RFNSW general manager Simon O’Hara called on the ACCC investigate whether DPW Australia:

  • misused its substantial market power under s46 of the Competition and Consumer Act
  • engaged in unconscionable conduct under ss 20 or 21 of the Australian Consumer Law
  • imposed the Infrastructure Surcharge in an unfair and discriminatory manner, including under the new small business unfair contract terms law.

"Our members are extremely concerned about DP World’s unilateral decision, which was announced without any consultation with industry," O’Hara says in comments expanding on his original response.

"There has been no discussion or input from carriers, just a one-page letter warning carriers that their ongoing access to the Sydney terminal is contingent on them paying up.

"DPWA has failed to justify why it’s imposing the extra levy on carriers, spinning it as an ‘Infrastructure Surcharge’.

"We have no understanding as to how they reached this decision, and given they have not consulted with industry, we still do not understand their rationale."

O’Hara insists that the decision is anti-competitive, discriminatory and unfair.

He has sought information from state government department Transport for NSW on how DPWA’s action squares with the Ports and Maritime Administration Regulation, which states new charges or increasing existing ones needed 60 days’ notice and detailed reasons provided.

RFNSW argues to the ACCC that cost items DPWA mentions as reasons for the Port Botany surcharge, such as council rates, land tax, rent and terminal infrastructure maintenance, "all relate to costs in running a business and are part of their normal leasing / operating costs.

"If carriers purchase a new truck or trailer to service our clients it is an expense to grow with our clients. We are not clients of the stevedores, the shipping lines are their clients.

"If they wish to increase charges or implement capital cost recovery measures, the fees should be collected by the various shipping lines and passed on through the commercial invoice to customs brokers, freight forwarders, importers and exporters as they did with WIMS (weigh-in-motion systems)."

It is awaiting a response.

RFNSW also argues that DPWA demands payment in seven days when its members are able to recoup costs on their customers’ terms of 30 days or more.  
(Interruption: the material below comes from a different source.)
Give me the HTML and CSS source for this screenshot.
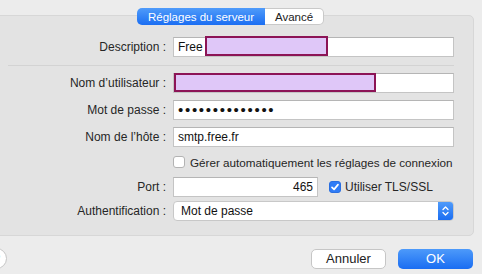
FILE: index.html
```html
<!DOCTYPE html>
<html lang="fr">
<head>
    <meta charset="UTF-8">
    <title>Réglages du serveur</title>
    <link rel="stylesheet" href="styles.css">
</head>
<body>
    <div class="window">
        <div class="tabs">
            <span class="tab active">Réglages du serveur</span>
            <span class="tab">Avancé</span>
        </div>

        <div class="panel">
            <div class="row">
                <label>Description :</label>
                <div class="field">
                    <div class="text">Free</div>
                    <span class="redact redact-desc"></span>
                </div>
            </div>

            <div class="sep"></div>

            <div class="row">
                <label>Nom d’utilisateur :</label>
                <div class="field">
                    <div class="text"></div>
                    <span class="redact redact-user"></span>
                </div>
            </div>
            <div class="row">
                <label>Mot de passe :</label>
                <div class="field">
                    <div class="text dots">••••••••••••••</div>
                </div>
            </div>
            <div class="row">
                <label>Nom de l’hôte :</label>
                <div class="field">
                    <div class="text">smtp.free.fr</div>
                </div>
            </div>
            <div class="row row-check">
                <label></label>
                <div class="field check-line">
                    <span class="checkbox"></span>
                    <span class="check-label">Gérer automatiquement les réglages de connexion</span>
                </div>
            </div>
            <div class="row">
                <label>Port :</label>
                <div class="field port-line">
                    <div class="text port">465</div>
                    <span class="checkbox checked">
                        <svg width="12" height="12" viewBox="0 0 12 12"><path d="M3 6.3 L5.1 8.4 L9 3.6" fill="none" stroke="#fff" stroke-width="1.7" stroke-linecap="round" stroke-linejoin="round"/></svg>
                    </span>
                    <span class="check-label">Utiliser TLS/SSL</span>
                </div>
            </div>
            <div class="row row-auth">
                <label>Authentification :</label>
                <div class="field">
                    <div class="select">
                        <span>Mot de passe</span>
                        <span class="stepper">
                            <svg width="15" height="18" viewBox="0 0 15 18"><path d="M5 7.5 L7.5 5 L10 7.5 M5 10.5 L7.5 13 L10 10.5" fill="none" stroke="#fff" stroke-width="1.3" stroke-linecap="round" stroke-linejoin="round"/></svg>
                        </span>
                    </div>
                </div>
            </div>
        </div>

        <div class="footer">
            <button class="help">?</button>
            <button class="btn cancel">Annuler</button>
            <button class="btn primary">OK</button>
        </div>
    </div>
</body>
</html>
```

FILE: styles.css
```css
body, html {
    margin: 0;
    padding: 0;
    font-family: "Liberation Sans", Arial, sans-serif;
    font-size: 12px;
    color: #262626;
}
.window {
    width: 482px;
    height: 274px;
    background-color: #ececec;
    overflow: hidden;
    padding-top: 8px;
    box-sizing: border-box;
}
/* Onglets */
.tabs {
    display: flex;
    height: 17px;
    margin-left: 137px;
    position: relative;
    z-index: 1;
}
.tab {
    display: flex;
    align-items: center;
    justify-content: center;
    width: 59px;
    background-color: #fff;
    border: 1px solid #c9c9c9;
    border-left: none;
    border-radius: 0 5px 5px 0;
    font-size: 11.5px;
    color: #222;
    box-sizing: border-box;
}
.tab.active {
    width: 128px;
    border: none;
    border-radius: 5px 0 0 5px;
    background: linear-gradient(#4f9bfa, #1b6ef2);
    color: #fff;
}
/* Panneau */
.panel {
    margin: -10px 0 0 -20px;
    width: 494px;
    height: 221px;
    box-sizing: border-box;
    background-color: #e3e3e3;
    border: 1px solid #d7d7d7;
    border-radius: 5px;
    padding: 21px 0 0 27px;
}
.row {
    display: flex;
    align-items: center;
    height: 20px;
    margin-top: 7px;
}
.row:first-child {
    margin-top: 0;
}
.row label {
    width: 158px;
    margin-right: 7px;
    text-align: right;
}
.field {
    position: relative;
    width: 281px;
    height: 20px;
}
.text {
    height: 20px;
    box-sizing: border-box;
    background-color: #fff;
    border: 1px solid #c4c4c4;
    border-top-color: #b5b5b5;
    padding: 0 4px;
    line-height: 18px;
    color: #111;
}
.dots {
    font-size: 15px;
    letter-spacing: 1.7px;
    line-height: 17px;
}
.sep {
    width: 446px;
    height: 1px;
    margin-top: 8px;
    background-color: #d3d3d3;
}
.redact {
    position: absolute;
    box-sizing: border-box;
    background-color: #dfc7f8;
    border: 2px solid #8c1456;
}
.redact-desc {
    left: 32px;
    top: -1px;
    width: 123px;
    height: 20px;
}
.redact-user {
    left: 1px;
    top: 0;
    width: 202px;
    height: 19px;
}
.row-check {
    height: 16px;
}
.check-line, .port-line {
    display: flex;
    align-items: center;
    white-space: nowrap;
}
.check-line .check-label {
    margin-left: 5px;
    font-size: 11.7px;
}
.checkbox {
    width: 12px;
    height: 12px;
    box-sizing: border-box;
    background-color: #fff;
    border: 1px solid #b3b3b3;
    border-radius: 3px;
    display: inline-flex;
    flex-shrink: 0;
}
.checkbox.checked {
    background-color: #2f7cf6;
    border-color: #2a6fe0;
}
.checkbox svg {
    margin: -1px;
}
.port {
    width: 145px;
    text-align: right;
    padding-right: 4px;
}
.port-line .checkbox {
    margin-left: 11px;
}
.port-line .check-label {
    margin-left: 4px;
}
.row-auth {
    margin-top: 4px;
}
.select {
    display: flex;
    align-items: center;
    height: 20px;
    box-sizing: border-box;
    background-color: #fff;
    border: 1px solid #c8c8c8;
    border-radius: 4px;
    padding-left: 7px;
    color: #111;
}
.stepper {
    margin-left: auto;
    width: 15px;
    height: 18px;
    border-radius: 0 3px 3px 0;
    background: linear-gradient(#4f9bfa, #1b6ef2);
}
/* Boutons */
.footer {
    display: flex;
    align-items: center;
    margin-top: 12px;
    padding-right: 9px;
}
button {
    font-family: "Liberation Sans", Arial, sans-serif;
    font-size: 13px;
    height: 20px;
    box-sizing: border-box;
    padding: 0;
    cursor: pointer;
}
.help {
    width: 21px;
    height: 21px;
    margin-left: -14px;
    border-radius: 50%;
    background-color: #fff;
    border: 1px solid #c5c5c5;
    color: #444;
    font-size: 13px;
}
.btn {
    width: 75px;
    border-radius: 5px;
}
.cancel {
    margin-left: auto;
    background-color: #fff;
    border: 1px solid #c6c6c6;
    color: #222;
}
.primary {
    margin-left: 12px;
    border: none;
    background: linear-gradient(#4d9afa, #1a6df2);
    color: #fff;
}
```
For its part, the CTAA has written to both government organisations charging that DPWA has:

  • acted in a manner which is an unfair use of market power;
  • been unconscionable in its conduct
  • acted in a discriminatory manner.

"If these massive Infrastructure Surcharges are allowed to stand, the cost impost and cash flow implications for small business in particular will be considerable," it says. 

"Logistics providers will be forced to add administrative and other costs onto the Surcharge when passed onto freight forwarders, importers and exporters.  

"The cost of carrying this debt will contribute to some smaller transport operators going to the wall."